Finally, The Guardian‘s W.J. Weatherby published a personal tribute to Marilyn (click to enlarge.) He would later write a book about their friendship, Conversations With Marilyn.
“To say that Marilyn Monroe was a charming, shrewd, and pathetic woman of a tragic integrity will sound as preposterous to the outsider as William Empson’s Freudian analysis of Alice in Wonderland. It is nevertheless true. We restrict the word ‘integrity’ to people, either simple or complex, who have a strong sense of righteousness or, if they are public men, of self-righteousness. Yet it surely means no more than what it says: wholeness, being free to be spontaneous, without wreck of consistency or moral appearances. It can be true of forlorn and bewildered people, as of the disciplined and solemn.
In this sense, Marilyn Monroe was all of a piece. She was confused, pathologically shy, a straw on the ocean of her compulsions (to pout, to crack wise, to love a stranger, to be six hours late, or lock herself in a room). She was a sweet and humorous person increasingly terrified by the huge stereotype of herself she saw plastered all around her. The exploitation of this pneumatic, mocking, liquid-lipped goddess gave the world a simple picture of the Lorelei. She was about as much of a Lorelei as Bridget, the housemaid.
This orphan of the rootless City of the Angels at last could feel no other identity than the one she saw in the mirror: a baffled, honest girl forever haunted by the nightmare of herself, 60 feet tall and naked before a howling mob. She could never learn to acquire the lacquered shell of the prima donna or the armour of sophistication. So in the end she sought the ultimate oblivion, of which her chronic latecomings and desperate retreats to her room were token suicides.”
From ‘Marilyn Is Dead‘, an obituary by Alastair Cooke (first published in The Guardian on August 6th, 1962)
Some Like it Hot comes third in The Guardian‘s Top 25 Comedies, beaten by (ahem) Borat, and Annie Hall.
Meanwhile in Pittsburgh, film critic Barry Paris, who co-authored Tony Curtis’s first autobiography, celebrates Marilyn’s sizzling screen career ahead of the Life as a Legend exhibit and movie season at the Andy Warhol Museum.
“It took a smart cookie to play the ultimate dumb blonde — and become the pop culture’s most fragile, enduring icon in the process.

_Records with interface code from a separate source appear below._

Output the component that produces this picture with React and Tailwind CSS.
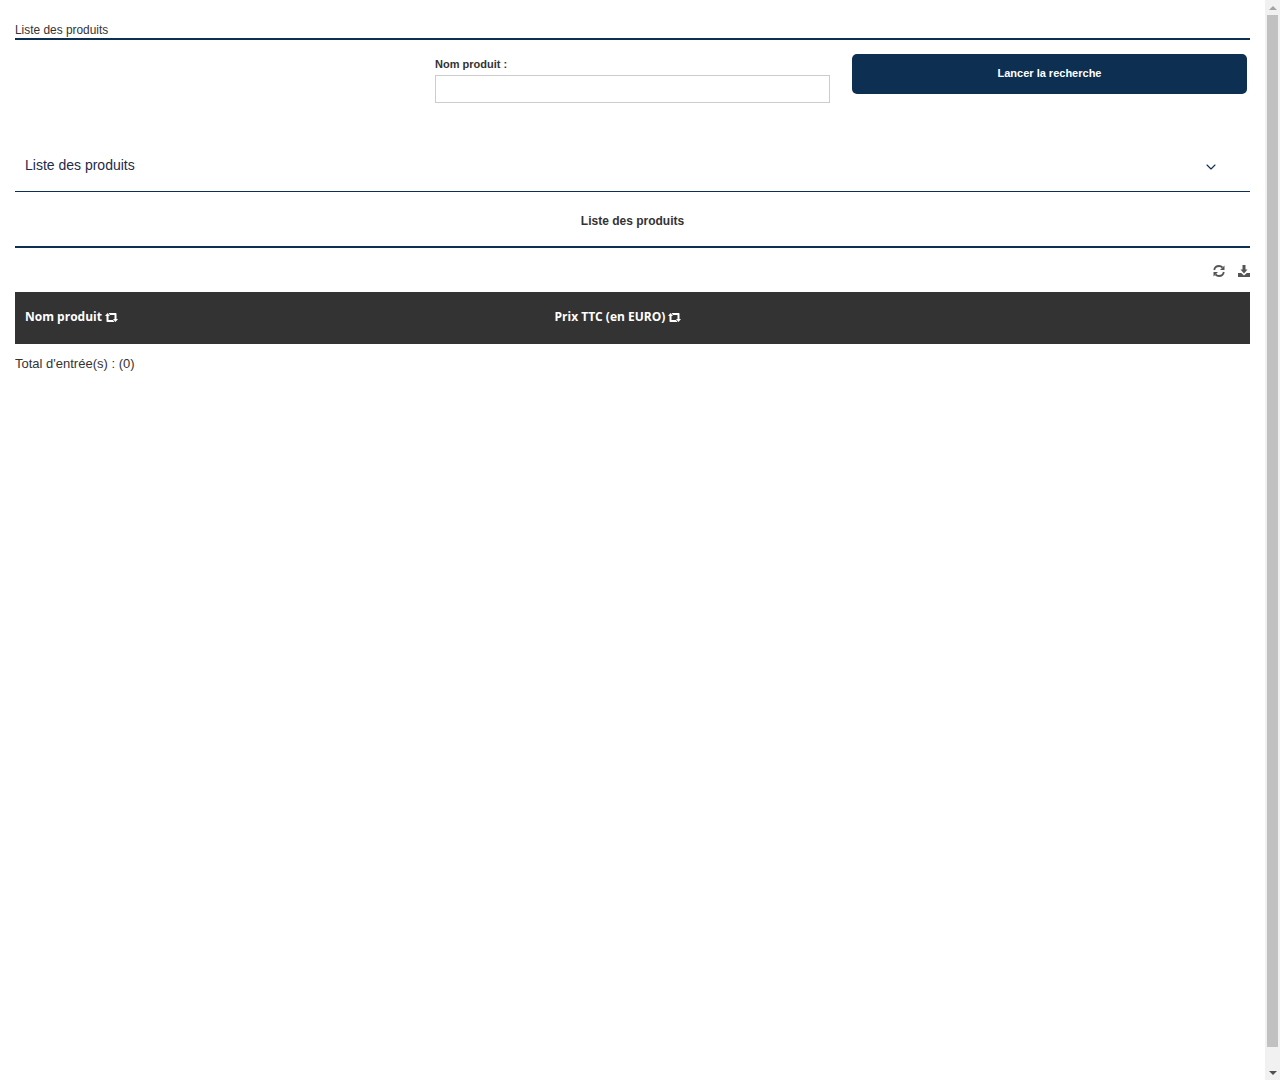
import { ChevronDown } from 'lucide-react'

function RetweetIcon() {
  return (
    <svg viewBox="0 0 13 9" className="h-[9px] w-[13px] fill-white">
      <path d="M0 3 2.5 0 5 3H3.5v4H8l1.5 2H2.2a.7.7 0 0 1-.7-.7V3z" />
      <path d="M13 6 10.5 9 8 6h1.5V2H5L3.5 0h7.3a.7.7 0 0 1 .7.7V6z" />
    </svg>
  )
}

function RefreshIcon() {
  return (
    <svg viewBox="0 0 12 12" className="h-[12px] w-[12px] fill-[#555]">
      <path d="M1.2 5C1.6 2.7 3.6 1 6 1c1.4 0 2.6.6 3.5 1.5" fill="none" stroke="#555" strokeWidth="1.8" />
      <path d="M11.5.5V5H7z" />
      <path d="M10.8 7c-.4 2.3-2.4 4-4.8 4-1.4 0-2.6-.6-3.5-1.5" fill="none" stroke="#555" strokeWidth="1.8" />
      <path d="M.5 11.5V7H5z" />
    </svg>
  )
}

function DownloadIcon() {
  return (
    <svg viewBox="0 0 12 12" className="h-[12px] w-[12px] fill-[#555]">
      <path d="M4.5 0h3v4.5h2L6 8.5l-3.5-4h2z" />
      <path d="M0 8h3.2L6 10.5 8.8 8H12v4H0z" />
    </svg>
  )
}

function SortLabel({ children }) {
  return (
    <span className="flex items-center gap-[3px]">
      {children}
      <RetweetIcon />
    </span>
  )
}

function Scrollbar() {
  return (
    <div className="flex h-[1080px] w-[15px] shrink-0 flex-col items-center bg-[#f1f1f1]">
      <div className="flex h-[15px] w-full items-center justify-center">
        <div className="h-0 w-0 border-x-[4px] border-b-[4px] border-x-transparent border-b-[#a3a3a3]" />
      </div>
      <div className="h-[1032px] w-[11px] bg-[#c1c1c1]" />
      <div className="mt-auto flex h-[15px] w-full items-center justify-center">
        <div className="h-0 w-0 border-x-[4px] border-t-[4px] border-x-transparent border-t-[#505050]" />
      </div>
    </div>
  )
}

export default function App() {
  return (
    <div className="flex h-[1080px] overflow-hidden bg-white font-['Liberation_Sans',Arial,sans-serif] text-[#333]">
      <div className="flex-1 px-[15px] pt-[22px]">
        <h1 className="box-content h-[16px] border-b-2 border-[#0c2f52] text-[11.9px] leading-[16px] font-normal">
          Liste des produits
        </h1>

        <div className="flex h-[100px]">
          <div className="ml-[420px] w-[395px] pt-[18px]">
            <label className="block text-[11px] leading-[13px] font-bold">Nom produit :</label>
            <input
              type="text"
              className="mt-[4px] block h-[28px] w-[395px] border border-[#ccc] bg-white"
            />
          </div>
          <div className="ml-[22px] pt-[14px]">
            <button
              type="button"
              className="h-[40px] w-[395px] rounded-[5px] bg-[#0c2f52] pb-[2px] text-[11px] font-bold text-white"
            >
              Lancer la recherche
            </button>
          </div>
        </div>

        <div className="flex h-[52px] items-center justify-between border-b border-[#0c2f52] pr-[31px] pb-[2px] pl-[10px]">
          <span className="text-sm text-[#1c2b4a]">Liste des produits</span>
          <ChevronDown className="mt-[5px] h-4 w-4 text-[#0c2f52]" strokeWidth={1.6} />
        </div>

        <div className="flex h-[56px] items-center justify-center border-b-2 border-[#0c2f52] pt-[4px] text-xs font-bold">
          Liste des produits
        </div>

        <div className="flex h-[44px] items-center justify-end gap-[13px] pt-[2px]">
          <RefreshIcon />
          <DownloadIcon />
        </div>

        <div className="grid h-[52px] grid-cols-[529.5px_1fr] items-center bg-[#333] pb-[2px] pl-[10px] font-['Open_Sans',sans-serif] text-xs font-bold text-white">
          <SortLabel>Nom produit</SortLabel>
          <SortLabel>Prix TTC (en EURO)</SortLabel>
        </div>

        <p className="mt-[12px] text-[13px] leading-[15px]">Total d'entrée(s) : (0)</p>
      </div>
      <Scrollbar />
    </div>
  )
}
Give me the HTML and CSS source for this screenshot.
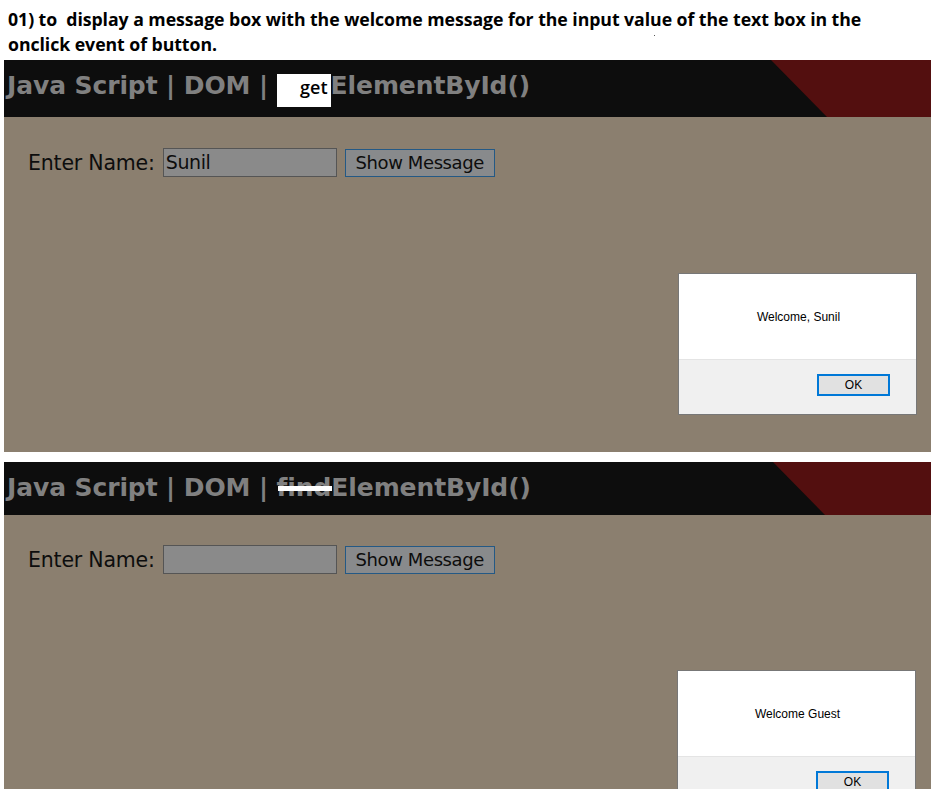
FILE: index.html
```html
<!DOCTYPE html>
<html>
<head>
<meta charset="utf-8">
<link rel="stylesheet" href="styles.css">
</head>
<body>
<p class="task">01) to&nbsp; display a message box with the welcome message for the input value of the text box in the onclick event of button.<span class="speck"></span></p>

<section class="panel panel-one">
  <header class="bar">
    <h1 class="title">Java Script | DOM | <span class="patch">get</span>ElementById()</h1>
  </header>
  <div class="stage">
    <div class="form">
      <label class="label">Enter Name:</label>
      <span class="field">Sunil</span>
      <span class="btn">Show Message</span>
    </div>
    <div class="dialog">
      <div class="dialog-msg">Welcome, Sunil</div>
      <div class="dialog-foot"><span class="ok">OK</span></div>
    </div>
  </div>
</section>

<section class="panel panel-two">
  <header class="bar">
    <h1 class="title">Java Script | DOM | <span class="struck">find</span>ElementById()</h1>
  </header>
  <div class="stage">
    <div class="form">
      <label class="label">Enter Name:</label>
      <span class="field"></span>
      <span class="btn">Show Message</span>
    </div>
    <div class="dialog">
      <div class="dialog-msg">Welcome Guest</div>
      <div class="dialog-foot"><span class="ok">OK</span></div>
    </div>
  </div>
</section>
</body>
</html>
```
FILE: styles.css
```css
html, body {
  margin: 0;
  padding: 0;
  background: #ffffff;
  overflow: hidden;
}

.task {
  margin: 0;
  padding: 7px 64px 0 8px;
  height: 60px;
  box-sizing: border-box;
  font-family: "Open Sans", "Noto Sans", sans-serif;
  font-weight: 700;
  font-size: 17.7px;
  line-height: 25px;
  color: #000;
  letter-spacing: -0.05px;
  position: relative;
}

.speck {
  position: absolute;
  left: 654px;
  top: 35px;
  width: 1px;
  height: 1px;
  background: #555;
}

.panel {
  margin-left: 4px;
}

.panel-two {
  margin-top: 10px;
}

.bar {
  position: relative;
  background: #0d0d0d;
  overflow: hidden;
  display: flex;
  align-items: center;
}

.panel-one .bar { height: 57px; }
.panel-two .bar { height: 53px; }

.bar::after {
  content: "";
  position: absolute;
  top: 0;
  right: 0;
  bottom: 0;
  width: 168px;
  background: #530f0f;
}

.panel-one .bar::after {
  clip-path: polygon(8px 0, 100% 0, 100% 100%, 64px 100%);
}

.panel-two .bar::after {
  clip-path: polygon(10px 0, 100% 0, 100% 100%, 62px 100%);
}

.title {
  margin: 0;
  padding-left: 3px;
  font-family: "DejaVu Sans", Verdana, sans-serif;
  font-weight: 700;
  font-size: 25px;
  letter-spacing: -0.1px;
  color: #808080;
  white-space: nowrap;
  position: relative;
  z-index: 1;
}

.panel-one .title { margin-top: 1px; }
.panel-two .title { margin-top: -3px; }

.patch {
  display: inline-block;
  background: #fff;
  color: #000;
  width: 54px;
  height: 33px;
  box-sizing: border-box;
  padding-right: 3px;
  text-align: right;
  font-family: "Open Sans", "Noto Sans", sans-serif;
  font-weight: 600;
  font-size: 18px;
  line-height: 27px;
  letter-spacing: 0;
  position: relative;
  top: 0;
}

.struck {
  position: relative;
}

.struck::after {
  content: "";
  position: absolute;
  left: 1px;
  width: 54px;
  top: 13px;
  height: 5px;
  background: #fff;
}

.stage {
  position: relative;
  background: #8b7f6f;
  padding: 31px 24px 0;
}

.panel-one .stage { height: 304px; }
.panel-two .stage { height: 274px; padding-top: 30px; }

.form {
  display: flex;
  align-items: center;
  gap: 8px;
  font-family: "DejaVu Sans", Tahoma, sans-serif;
  color: #0d0d0d;
}

.label {
  font-size: 20.5px;
  letter-spacing: -0.2px;
}

.field {
  width: 174px;
  height: 29px;
  box-sizing: border-box;
  background: #8a8a8a;
  border: 1px solid #555;
  padding: 0 2px;
  font-size: 19px;
  line-height: 27px;
  letter-spacing: -0.4px;
}

.btn {
  width: 150px;
  height: 28px;
  box-sizing: border-box;
  background: #888a8c;
  border: 1px solid #245985;
  text-align: center;
  font-size: 18px;
  line-height: 26px;
  letter-spacing: -0.4px;
}

.dialog {
  position: absolute;
  top: 156px;
  left: 674px;
  width: 239px;
  height: 142px;
  box-sizing: border-box;
  border: 1px solid #777;
  background: #fff;
  display: flex;
  flex-direction: column;
  font-family: "Liberation Sans", Arial, sans-serif;
  font-size: 12px;
  color: #000;
}

.panel-two .dialog {
  top: 155px;
  left: 673px;
}

.dialog-msg {
  height: 85px;
  display: flex;
  align-items: center;
  justify-content: center;
  padding-left: 2px;
}

.dialog-foot {
  flex: 1;
  background: #f0f0f0;
  border-top: 1px solid #e4e4e4;
  display: flex;
  justify-content: flex-end;
  padding: 14px 26px 0 0;
}

.ok {
  width: 73px;
  height: 22px;
  box-sizing: border-box;
  border: 2px solid #0078d7;
  background: #e1e1e1;
  text-align: center;
  line-height: 18px;
}
```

Marilyn Monroe’s spectacular beauty and sexuality stoked America’s collective imagination, captivating and defining her era.
Chief among the MM pix, of course, is Some Like It Hot, Billy Wilder’s 1959 classic, pretty unanimously considered the all-time best movie comedy. Tony Curtis, in and out of drag, falls hopelessly in love with her, and so do we. In Sugar Kane (nee Sugar Kowalczyk), we get her euphoric screen presence at its best, secretly battling her offscreen demons at their worst.
Hollywood’s most alluring sex goddess was also its most dysfunctional actress. All the good, bad and ugly aspects of working with Marilyn — more precisely, of Marilyn working — would converge during the making of Some Like It Hot…
…On the other hand, Mr. Wilder shrugged, ‘My Aunt Minnie would always be punctual on the set, never hold up production, and know her lines forwards and backwards — but who would pay to see my Aunt Minnie?'”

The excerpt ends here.